*Stated task*
Set down all of the data that follows word for word, without the images.
--- begin Source excerpt ---
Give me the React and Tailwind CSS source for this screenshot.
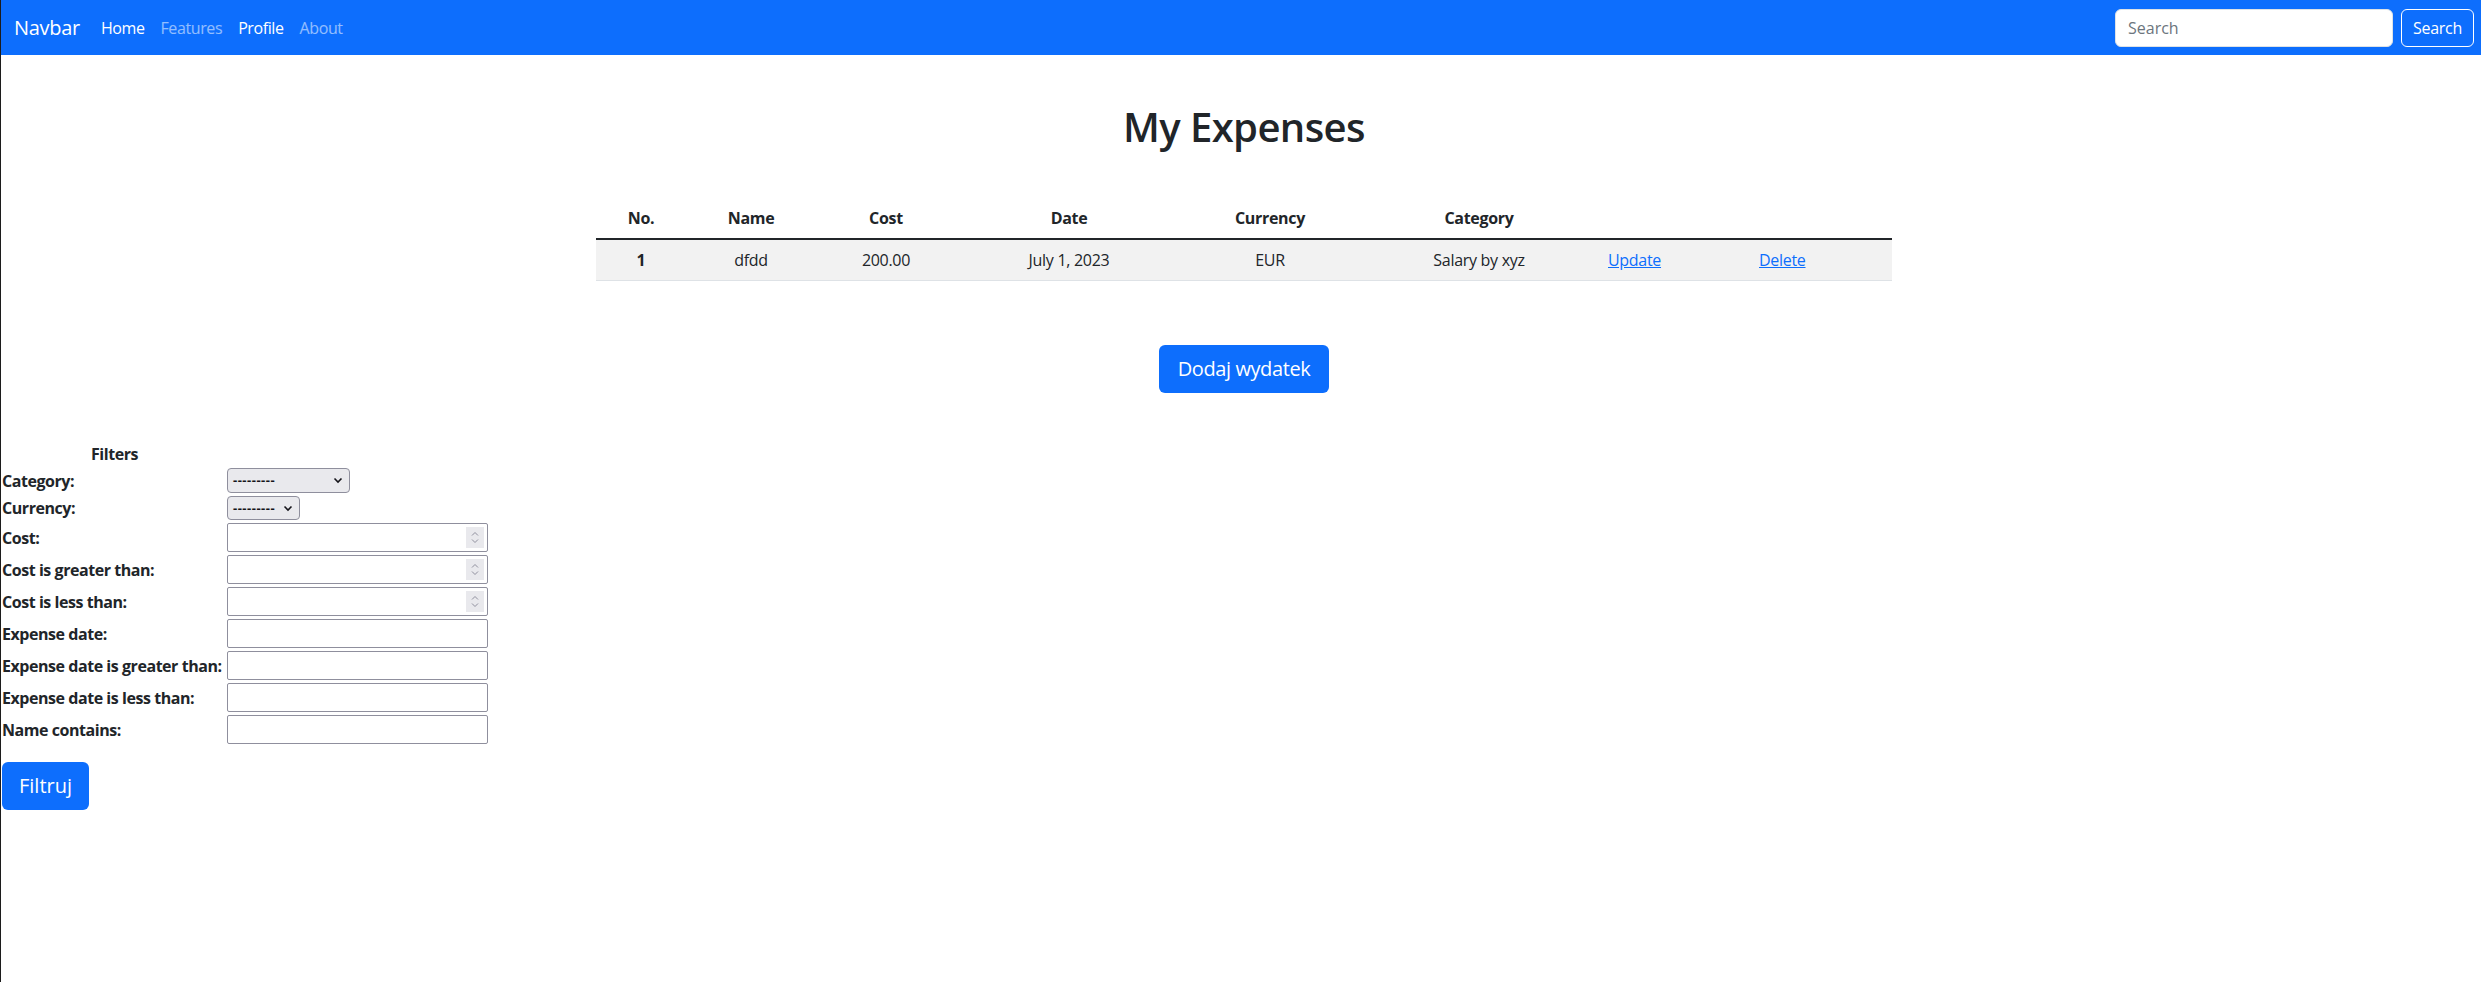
import React from 'react';

const font = { fontFamily: '"Open Sans", "Noto Sans", sans-serif' };

const expenses = [
  { id: 1, name: 'dfdd', cost: '200.00', date: 'July 1, 2023', currency: 'EUR', category: 'Salary by xyz' },
];

function Spinner() {
  return (
    <span className="absolute right-[3px] top-[3px] bottom-[3px] flex w-[18px] flex-col items-center justify-center bg-[#e9e9ed]">
      <svg width="8" height="5" viewBox="0 0 8 5" fill="none" stroke="#8f8f9d" strokeWidth="1">
        <path d="M1 4.5 4 1.5 7 4.5" />
      </svg>
      <svg width="8" height="5" viewBox="0 0 8 5" fill="none" stroke="#8f8f9d" strokeWidth="1" className="mt-[3px]">
        <path d="M1 0.5 4 3.5 7 0.5" />
      </svg>
    </span>
  );
}

function FakeSelect({ width }) {
  return (
    <div
      className="flex items-center justify-between rounded-[4px] border border-[#8f8f9d] bg-[#e9e9ed] pl-[5px] pr-[6px] text-[13px] font-bold text-[#15141a]"
      style={{ width, height: '100%' }}
    >
      <span className="leading-none tracking-[0.5px]">---------</span>
      <svg width="10" height="7" viewBox="0 0 10 7" fill="none" stroke="#15141a" strokeWidth="1.6">
        <path d="M1.5 1.5 5 5 8.5 1.5" />
      </svg>
    </div>
  );
}

function TextBox({ number }) {
  return (
    <div className="relative h-full w-[261px] rounded-[2px] border border-[#8f8f9d] bg-white">
      {number && <Spinner />}
    </div>
  );
}

const filterRows = [
  { label: 'Category:', kind: 'select', width: 123, h: 'h-[25px]' },
  { label: 'Currency:', kind: 'select', width: 73, h: 'h-[24px]' },
  { label: 'Cost:', kind: 'number', h: 'h-[29px]' },
  { label: 'Cost is greater than:', kind: 'number', h: 'h-[29px]' },
  { label: 'Cost is less than:', kind: 'number', h: 'h-[29px]' },
  { label: 'Expense date:', kind: 'text', h: 'h-[29px]' },
  { label: 'Expense date is greater than:', kind: 'text', h: 'h-[29px]' },
  { label: 'Expense date is less than:', kind: 'text', h: 'h-[29px]' },
  { label: 'Name contains:', kind: 'text', h: 'h-[29px]' },
];

export default function App() {
  return (
    <div className="min-h-[982px] border-l border-[#1c1c1c] bg-white text-[#212529]" style={font}>
      <nav className="flex h-[55px] items-center bg-[#0d6efd] pl-[13px] pr-[7px]">
        <span className="mr-[13px] text-[20px] tracking-[-0.3px] text-white">Navbar</span>
        <div className="flex text-[16px] tracking-[-0.4px]">
          <a className="px-2 text-white">Home</a>
          <a className="px-2 text-white/55">Features</a>
          <a className="px-2 text-white">Profile</a>
          <a className="px-2 text-white/55">About</a>
        </div>
        <div className="ml-auto flex items-center gap-2">
          <div className="flex h-[38px] w-[278px] items-center rounded-[6px] border border-[#dee2e6] bg-white px-3 text-[16px] text-[#6c757d]">
            Search
          </div>
          <div className="flex h-[38px] w-[73px] items-center justify-center rounded-[6px] border border-white text-[16px] tracking-[-0.3px] text-white">
            Search
          </div>
        </div>
      </nav>

      <div className="ml-[595px] w-[1296px]">
        <h1 className="mt-[48px] text-center text-[40px] font-semibold leading-[48px] tracking-[-0.6px]">My Expenses</h1>

        <table className="mt-[47px] w-full table-fixed text-[16px] tracking-[-0.3px]">
          <colgroup>
            <col className="w-[90px]" />
            <col className="w-[130px]" />
            <col className="w-[140px]" />
            <col className="w-[226px]" />
            <col className="w-[176px]" />
            <col className="w-[242px]" />
            <col className="w-[151px]" />
            <col className="w-[141px]" />
          </colgroup>
          <thead>
            <tr className="border-b-2 border-[#212529]">
              <th className="py-2 text-center font-bold">No.</th>
              <th className="py-2 text-center font-bold">Name</th>
              <th className="py-2 text-center font-bold">Cost</th>
              <th className="py-2 text-center font-bold">Date</th>
              <th className="py-2 text-center font-bold">Currency</th>
              <th className="py-2 text-center font-bold">Category</th>
              <th className="py-2" />
              <th className="py-2" />
            </tr>
          </thead>
          <tbody>
            {expenses.map((e) => (
              <tr key={e.id} className="border-b border-[#dee2e6] bg-[#f2f2f2]">
                <th className="py-2 text-center font-bold">{e.id}</th>
                <td className="py-2 text-center">{e.name}</td>
                <td className="py-2 text-center">{e.cost}</td>
                <td className="py-2 text-center">{e.date}</td>
                <td className="py-2 text-center">{e.currency}</td>
                <td className="py-2 text-center">{e.category}</td>
                <td className="px-2 py-2">
                  <a className="text-[#0d6efd] underline">Update</a>
                </td>
                <td className="px-2 py-2">
                  <a className="text-[#0d6efd] underline">Delete</a>
                </td>
              </tr>
            ))}
          </tbody>
        </table>

        <div className="mt-[64px] flex justify-center">
          <button className="h-[48px] w-[170px] rounded-[6px] bg-[#0d6efd] text-[20px] tracking-[-0.4px] text-white">
            Dodaj wydatek
          </button>
        </div>
      </div>

      <div className="mt-[50px] pl-[1px] text-[16px] font-bold tracking-[-0.45px]">
        <div className="flex h-[22px] w-[225px] items-center justify-center">Filters</div>
        <div className="mt-[3px] flex flex-col gap-[3px]">
          {filterRows.map((r) => (
            <div key={r.label} className={`flex items-center ${r.h}`}>
              <span className="w-[225px] shrink-0 whitespace-nowrap leading-none">{r.label}</span>
              {r.kind === 'select' ? (
                <FakeSelect width={r.width} />
              ) : (
                <TextBox number={r.kind === 'number'} />
              )}
            </div>
          ))}
        </div>
        <button className="mt-[18px] h-[48px] w-[87px] rounded-[6px] bg-[#0d6efd] text-[20px] font-normal tracking-normal text-white">
          Filtruj
        </button>
      </div>
    </div>
  );
}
--- end Source excerpt ---
*Response for this exercise*
Give me the React and Tailwind CSS source for this screenshot.
import React from 'react';

const font = { fontFamily: '"Open Sans", "Noto Sans", sans-serif' };

const expenses = [
  { id: 1, name: 'dfdd', cost: '200.00', date: 'July 1, 2023', currency: 'EUR', category: 'Salary by xyz' },
];

function Spinner() {
  return (
    <span className="absolute right-[3px] top-[3px] bottom-[3px] flex w-[18px] flex-col items-center justify-center bg-[#e9e9ed]">
      <svg width="8" height="5" viewBox="0 0 8 5" fill="none" stroke="#8f8f9d" strokeWidth="1">
        <path d="M1 4.5 4 1.5 7 4.5" />
      </svg>
      <svg width="8" height="5" viewBox="0 0 8 5" fill="none" stroke="#8f8f9d" strokeWidth="1" className="mt-[3px]">
        <path d="M1 0.5 4 3.5 7 0.5" />
      </svg>
    </span>
  );
}

function FakeSelect({ width }) {
  return (
    <div
      className="flex items-center justify-between rounded-[4px] border border-[#8f8f9d] bg-[#e9e9ed] pl-[5px] pr-[6px] text-[13px] font-bold text-[#15141a]"
      style={{ width, height: '100%' }}
    >
      <span className="leading-none tracking-[0.5px]">---------</span>
      <svg width="10" height="7" viewBox="0 0 10 7" fill="none" stroke="#15141a" strokeWidth="1.6">
        <path d="M1.5 1.5 5 5 8.5 1.5" />
      </svg>
    </div>
  );
}

function TextBox({ number }) {
  return (
    <div className="relative h-full w-[261px] rounded-[2px] border border-[#8f8f9d] bg-white">
      {number && <Spinner />}
    </div>
  );
}

const filterRows = [
  { label: 'Category:', kind: 'select', width: 123, h: 'h-[25px]' },
  { label: 'Currency:', kind: 'select', width: 73, h: 'h-[24px]' },
  { label: 'Cost:', kind: 'number', h: 'h-[29px]' },
  { label: 'Cost is greater than:', kind: 'number', h: 'h-[29px]' },
  { label: 'Cost is less than:', kind: 'number', h: 'h-[29px]' },
  { label: 'Expense date:', kind: 'text', h: 'h-[29px]' },
  { label: 'Expense date is greater than:', kind: 'text', h: 'h-[29px]' },
  { label: 'Expense date is less than:', kind: 'text', h: 'h-[29px]' },
  { label: 'Name contains:', kind: 'text', h: 'h-[29px]' },
];

export default function App() {
  return (
    <div className="min-h-[982px] border-l border-[#1c1c1c] bg-white text-[#212529]" style={font}>
      <nav className="flex h-[55px] items-center bg-[#0d6efd] pl-[13px] pr-[7px]">
        <span className="mr-[13px] text-[20px] tracking-[-0.3px] text-white">Navbar</span>
        <div className="flex text-[16px] tracking-[-0.4px]">
          <a className="px-2 text-white">Home</a>
          <a className="px-2 text-white/55">Features</a>
          <a className="px-2 text-white">Profile</a>
          <a className="px-2 text-white/55">About</a>
        </div>
        <div className="ml-auto flex items-center gap-2">
          <div className="flex h-[38px] w-[278px] items-center rounded-[6px] border border-[#dee2e6] bg-white px-3 text-[16px] text-[#6c757d]">
            Search
          </div>
          <div className="flex h-[38px] w-[73px] items-center justify-center rounded-[6px] border border-white text-[16px] tracking-[-0.3px] text-white">
            Search
          </div>
        </div>
      </nav>

      <div className="ml-[595px] w-[1296px]">
        <h1 className="mt-[48px] text-center text-[40px] font-semibold leading-[48px] tracking-[-0.6px]">My Expenses</h1>

        <table className="mt-[47px] w-full table-fixed text-[16px] tracking-[-0.3px]">
          <colgroup>
            <col className="w-[90px]" />
            <col className="w-[130px]" />
            <col className="w-[140px]" />
            <col className="w-[226px]" />
            <col className="w-[176px]" />
            <col className="w-[242px]" />
            <col className="w-[151px]" />
            <col className="w-[141px]" />
          </colgroup>
          <thead>
            <tr className="border-b-2 border-[#212529]">
              <th className="py-2 text-center font-bold">No.</th>
              <th className="py-2 text-center font-bold">Name</th>
              <th className="py-2 text-center font-bold">Cost</th>
              <th className="py-2 text-center font-bold">Date</th>
              <th className="py-2 text-center font-bold">Currency</th>
              <th className="py-2 text-center font-bold">Category</th>
              <th className="py-2" />
              <th className="py-2" />
            </tr>
          </thead>
          <tbody>
            {expenses.map((e) => (
              <tr key={e.id} className="border-b border-[#dee2e6] bg-[#f2f2f2]">
                <th className="py-2 text-center font-bold">{e.id}</th>
                <td className="py-2 text-center">{e.name}</td>
                <td className="py-2 text-center">{e.cost}</td>
                <td className="py-2 text-center">{e.date}</td>
                <td className="py-2 text-center">{e.currency}</td>
                <td className="py-2 text-center">{e.category}</td>
                <td className="px-2 py-2">
                  <a className="text-[#0d6efd] underline">Update</a>
                </td>
                <td className="px-2 py-2">
                  <a className="text-[#0d6efd] underline">Delete</a>
                </td>
              </tr>
            ))}
          </tbody>
        </table>

        <div className="mt-[64px] flex justify-center">
          <button className="h-[48px] w-[170px] rounded-[6px] bg-[#0d6efd] text-[20px] tracking-[-0.4px] text-white">
            Dodaj wydatek
          </button>
        </div>
      </div>

      <div className="mt-[50px] pl-[1px] text-[16px] font-bold tracking-[-0.45px]">
        <div className="flex h-[22px] w-[225px] items-center justify-center">Filters</div>
        <div className="mt-[3px] flex flex-col gap-[3px]">
          {filterRows.map((r) => (
            <div key={r.label} className={`flex items-center ${r.h}`}>
              <span className="w-[225px] shrink-0 whitespace-nowrap leading-none">{r.label}</span>
              {r.kind === 'select' ? (
                <FakeSelect width={r.width} />
              ) : (
                <TextBox number={r.kind === 'number'} />
              )}
            </div>
          ))}
        </div>
        <button className="mt-[18px] h-[48px] w-[87px] rounded-[6px] bg-[#0d6efd] text-[20px] font-normal tracking-normal text-white">
          Filtruj
        </button>
      </div>
    </div>
  );
}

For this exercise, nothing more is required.